Приходится ли вам сталкиваться с негодованием по поводу ваших исследований?

Да. Причем недовольство это выражают не историки, а широкая публика. Люди реагируют на мои работы точно так же, как реагировали сорок лет назад на труды Роберта Фогеля и Стенли Энгермана и их замечательную книгу «Срок на кресте». Эти экономисты с цифрами в руках показали, что рабовладельческое хозяйство могло быть исключительно доходным. Их заявления об эффективности рабства вызвали яростное негодование, но они всего лишь представляли результаты своих исследований. Сегодня люди продолжают цепляться за мысль, что рабовладение было неэкономичным и отсталым. До войны между Севером и Югом эта идея играла на руку обеим сторонам.

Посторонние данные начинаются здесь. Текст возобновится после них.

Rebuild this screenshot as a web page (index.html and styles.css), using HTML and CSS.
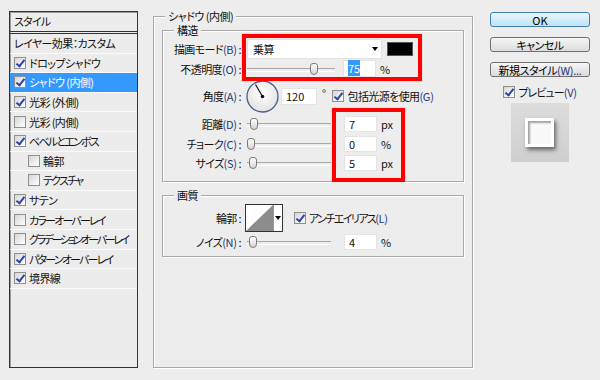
FILE: index.html
```html
<!DOCTYPE html>
<html lang="ja">
<head>
    <meta charset="UTF-8">
    <title>レイヤースタイル</title>
    <link rel="stylesheet" href="styles.css">
</head>
<body>
    <div class="dialog">
        <div class="styles">
            <div class="styles-head">スタイル</div>
            <ul class="style-list">
                <li>レイヤー効果：カスタム</li>
                <li><span class="cb on"></span>ドロップシャドウ</li>
                <li class="selected"><span class="cb on"></span>シャドウ (内側)</li>
                <li><span class="cb on"></span>光彩 (外側)</li>
                <li><span class="cb"></span>光彩 (内側)</li>
                <li class="narrow"><span class="cb on"></span>ベベルとエンボス</li>
                <li class="sub"><span class="cb"></span>輪郭</li>
                <li class="sub narrow"><span class="cb"></span>テクスチャ</li>
                <li><span class="cb on"></span>サテン</li>
                <li class="narrow"><span class="cb"></span>カラーオーバーレイ</li>
                <li class="narrowest"><span class="cb"></span>グラデーションオーバーレイ</li>
                <li class="narrow"><span class="cb on"></span>パターンオーバーレイ</li>
                <li><span class="cb on"></span>境界線</li>
            </ul>
        </div>

        <fieldset class="group main">
            <legend>シャドウ (内側)</legend>

            <fieldset class="group sub structure">
                <legend>構造</legend>
                <div class="row r-blend">
                    <span class="lbl">描画モード<span class="k">(B)</span> :</span>
                    <div class="select">乗算<span class="arrow"></span></div>
                    <span class="swatch"></span>
                </div>
                <div class="row r-opacity">
                    <span class="lbl">不透明度<span class="k">(O)</span> :</span>
                    <div class="slider wide"><span class="thumb" style="left: 63px"></span></div>
                    <span class="num"><span class="hl">75</span></span>
                    <span class="unit">%</span>
                </div>
                <div class="row r-angle">
                    <span class="lbl">角度<span class="k">(A)</span> :</span>
                    <svg class="dial" width="33" height="33" viewBox="0 0 33 33">
                        <defs>
                            <radialGradient id="dg" cx="50%" cy="40%" r="60%">
                                <stop offset="0" stop-color="#ffffff"/>
                                <stop offset="1" stop-color="#e2e2e2"/>
                            </radialGradient>
                        </defs>
                        <circle cx="16.5" cy="16.5" r="15.5" fill="url(#dg)" stroke="#4b5d88" stroke-width="1.3"/>
                        <line x1="16.5" y1="16.5" x2="9.5" y2="4.5" stroke="#111" stroke-width="1.2"/>
                        <circle cx="16.5" cy="16.5" r="1.8" fill="#111"/>
                    </svg>
                    <span class="num angle">120</span>
                    <span class="deg">°</span>
                    <span class="cb on global"></span>
                    <span>包括光源を使用<span class="k">(G)</span></span>
                </div>
                <div class="row r-dist">
                    <span class="lbl">距離<span class="k">(D)</span> :</span>
                    <div class="slider"><span class="thumb" style="left: 3px"></span></div>
                    <span class="num far">7</span>
                    <span class="unit">px</span>
                </div>
                <div class="row r-choke">
                    <span class="lbl">チョーク<span class="k">(C)</span> :</span>
                    <div class="slider"><span class="thumb" style="left: 0"></span></div>
                    <span class="num far">0</span>
                    <span class="unit">%</span>
                </div>
                <div class="row r-size">
                    <span class="lbl">サイズ<span class="k">(S)</span> :</span>
                    <div class="slider"><span class="thumb" style="left: 2px"></span></div>
                    <span class="num far">5</span>
                    <span class="unit">px</span>
                </div>
            </fieldset>

            <fieldset class="group sub quality">
                <legend>画質</legend>
                <div class="row r-contour">
                    <span class="lbl">輪郭 :</span>
                    <div class="contour">
                        <svg width="27" height="26" viewBox="0 0 27 26">
                            <rect width="27" height="26" fill="#fff"/>
                            <polygon points="0,26 27,0 27,26" fill="#8c8c8c"/>
                        </svg>
                        <span class="contour-btn"><span class="arrow"></span></span>
                    </div>
                    <span class="cb on aa"></span>
                    <span class="kana">アンチエイリアス<span class="k">(L)</span></span>
                </div>
                <div class="row r-noise">
                    <span class="lbl">ノイズ<span class="k">(N)</span> :</span>
                    <div class="slider"><span class="thumb" style="left: 2px"></span></div>
                    <span class="num far">4</span>
                    <span class="unit">%</span>
                </div>
            </fieldset>
        </fieldset>

        <div class="actions">
            <button class="btn btn-ok">OK</button>
            <button class="btn">キャンセル</button>
            <button class="btn btn-new">新規スタイル<span class="k">(W)...</span></button>
            <div class="preview-check">
                <span class="cb on"></span>プレビュー<span class="k">(V)</span>
            </div>
            <div class="preview">
                <div class="preview-square"></div>
            </div>
        </div>

        <div class="mark mark-blend"></div>
        <div class="mark mark-values"></div>
    </div>
</body>
</html>
```

FILE: styles.css
```css
* {
    box-sizing: border-box;
}

body {
    margin: 0;
    background-color: #ededed;
    color: #111;
    font-family: "Noto Sans CJK JP", "Noto Sans", sans-serif;
    font-size: 11px;
    font-feature-settings: "palt";
    letter-spacing: -0.6px;
}

.dialog {
    position: relative;
    display: flex;
    align-items: flex-start;
    height: 380px;
}

.k {
    color: #26367a;
    letter-spacing: -0.3px;
}

.kana {
    letter-spacing: -1.6px;
}

/* left: style list */
.styles {
    margin: 11px 0 0 9px;
    width: 129px;
    height: 357px;
    border: 1px solid #333;
    box-shadow: inset 1px 1px 0 #9a9a9a;
    background-color: #ececec;
}

.styles-head {
    height: 22px;
    line-height: 19px;
    padding-left: 4px;
    border-bottom: 3px double #333;
    letter-spacing: -0.8px;
}

.style-list {
    list-style: none;
    margin: 0;
    padding: 0;
}

.style-list li {
    height: 19.6px;
    display: flex;
    align-items: center;
    padding-left: 4px;
    border-bottom: 1px solid #fbfbfb;
    white-space: nowrap;
    letter-spacing: -0.6px;
}

.style-list li.narrow {
    letter-spacing: -1.8px;
}

.style-list li.narrowest {
    letter-spacing: -2.4px;
}

.style-list li.sub {
    padding-left: 18px;
}

.style-list li.selected {
    background-color: #3399ff;
    color: #fff;
}

.cb {
    position: relative;
    flex: none;
    width: 12px;
    height: 12px;
    margin-right: 3px;
    border: 1px solid #8f8f8f;
    background: linear-gradient(135deg, #d6d6d6, #ffffff);
}

.cb.on::after {
    content: "";
    position: absolute;
    left: 3px;
    top: 0;
    width: 3px;
    height: 7px;
    border: solid #2b45a8;
    border-width: 0 2px 2px 0;
    transform: rotate(38deg);
}

/* middle: groups */
.group {
    margin: 0;
    padding: 0;
    min-width: 0;
    border: 1px solid #a9a9a9;
    box-shadow: 1px 1px 0 #fff, inset 1px 1px 0 #fff;
}

.group legend {
    padding: 0 3px;
    line-height: 14px;
    background-color: #ededed;
}

.main {
    margin: 9px 0 0 15px;
    width: 320px;
    height: 359px;
    padding: 0 8px;
}

.main > legend {
    margin-left: 3px;
    letter-spacing: -0.5px;
}

.sub > legend {
    margin-left: 11px;
}

.structure {
    padding-bottom: 8px;
}

.quality {
    margin-top: 6px;
    padding-bottom: 5px;
}

.row {
    display: flex;
    align-items: center;
    white-space: nowrap;
}

.lbl {
    flex: none;
    width: 78px;
    margin-right: 6px;
    text-align: right;
}

.r-blend { margin-top: 1px; height: 21px; }
.r-opacity { height: 19px; }
.r-angle { height: 36px; }
.r-dist { height: 20px; }
.r-choke { height: 19px; }
.r-size { height: 20px; }
.r-contour { margin-top: 2px; height: 28px; }
.r-noise { height: 19px; }

.select {
    display: flex;
    align-items: center;
    width: 135px;
    height: 20px;
    padding-left: 5px;
    background-color: #fff;
    border: 1px solid #e2e2e2;
}

.arrow {
    width: 0;
    height: 0;
    border-left: 3.5px solid transparent;
    border-right: 3.5px solid transparent;
    border-top: 4px solid #000;
}

.select .arrow {
    margin-left: auto;
    margin-right: 3px;
}

.swatch {
    width: 26px;
    height: 14px;
    margin-left: 5px;
    background-color: #000;
    border: 1px solid #555;
}

.slider {
    position: relative;
    width: 84px;
    height: 12px;
}

.slider.wide {
    width: 88px;
}

.slider::before {
    content: "";
    position: absolute;
    left: 0;
    right: 0;
    top: 5px;
    height: 2px;
    border-top: 1px solid #a8a8a8;
    border-bottom: 1px solid #fff;
}

.thumb {
    position: absolute;
    top: 0;
    width: 8px;
    height: 12px;
    border: 1px solid #7c7c7c;
    border-radius: 3px 3px 4px 4px;
    background: linear-gradient(#ffffff, #d4d4d4);
}

.num {
    width: 33px;
    height: 17px;
    margin-left: 8px;
    padding-left: 4px;
    line-height: 15px;
    background-color: #fff;
    border: 1px solid #e4e4e4;
    letter-spacing: 0;
}

.num.far {
    margin-left: 13px;
    height: 16px;
    line-height: 14px;
}

.hl {
    background-color: #3399ff;
    color: #fff;
}

.unit {
    margin-left: 4px;
    letter-spacing: 0;
}

.dial {
    display: block;
    margin-left: -1px;
}

.num.angle {
    width: 36px;
    margin-left: 2px;
}

.deg {
    margin: -6px 0 0 5px;
}

.cb.global {
    margin-left: 7px;
    margin-right: 3px;
}

.contour {
    display: flex;
    width: 38px;
    height: 28px;
    margin-left: -2px;
    border: 1px solid #333;
}

.contour svg {
    display: block;
}

.contour-btn {
    display: flex;
    align-items: center;
    justify-content: center;
    width: 9px;
    background-color: #fff;
    border-left: 1px solid #999;
}

.cb.aa {
    margin-left: 11px;
}

/* right: buttons and preview */
.actions {
    display: flex;
    flex-direction: column;
    align-items: center;
    width: 100px;
    margin: 12px 0 0 17px;
}

.btn {
    width: 100px;
    height: 15px;
    margin: 0 0 10px;
    padding: 0;
    border: 1px solid #707070;
    border-radius: 3px;
    background: linear-gradient(#f6f6f6, #dcdcdc);
    color: #000;
    font: inherit;
    letter-spacing: -0.5px;
    line-height: 12px;
}

.btn-ok {
    border-color: #3c7fb1;
    background: linear-gradient(#eaf6fd, #bfe3f8);
    letter-spacing: 0;
}

.btn-new {
    margin-bottom: 8px;
}

.preview-check {
    display: flex;
    align-items: center;
    height: 13px;
    letter-spacing: -0.9px;
}

.preview {
    display: flex;
    align-items: center;
    justify-content: center;
    width: 58px;
    height: 59px;
    margin-top: 5px;
    background: linear-gradient(#dcdcdc, #cfcfcf);
}

.preview-square {
    width: 29px;
    height: 29px;
    margin: 0 1px 0 0;
    background-color: #f8f8f8;
    border: 3px solid #fff;
    box-shadow: 2px 3px 4px rgba(0, 0, 0, 0.5), inset 2px 2px 2px rgba(0, 0, 0, 0.35);
}

/* red annotation frames */
.mark {
    position: absolute;
    border: 4px solid #f00;
    box-shadow: 0 0 1px rgba(0, 0, 0, 0.3);
}

.mark-blend {
    left: 242px;
    top: 34px;
    width: 180px;
    height: 47px;
}

.mark-values {
    left: 332px;
    top: 108px;
    width: 73px;
    height: 74px;
}
```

Плантаторы прикидывались добрыми покровителями, которые заботятся о своих подопечных, извлекая из их труда лишь самый скромный доход. Аболиционисты твердили, что рабство невыгодно, — с целью подорвать эту систему. У нас уйма доказательств обратного, однако, изучая связи между рабством и современным капитализмом, мы все еще рискуем вызвать праведный гнев.

Так нужно ли вообще все это изучать?

Я не стремлюсь к сенсациям — у меня не было задачи показать предысторию капитализма. Я историк, пишущий для своих коллег, и просто следую за своими источниками. Честно говорить о своих находках — мой профессиональный долг. По-моему, опасно читать одни только прекраснодушные истории о Рокфеллере, Карнеги и железных дорогах. Я много думала о том, может ли моя работа принести пользу современным руководителям. Мне кажется, что да. Инструменты менеджмента порой заставляют забыть о принципах гуманности. Мне все видится тот плантатор, который вдали от своего имения проверяет цифры управляющего. Представьте на его месте CEO, анализирующего отчеты — он так же далек от своих рабочих, которые проливают пот где-то далеко. Читая старые конторские книги, я невольно восхищаюсь деловой хваткой тех, кто их заполнял. Но потом меня точно окатывает ледяной водой — ведь они же эксплуатировали живых людей! Эти книги странным образом напоминают мне о человеческих трагедиях, а помнить о них необходимо. Такое просто нельзя забывать.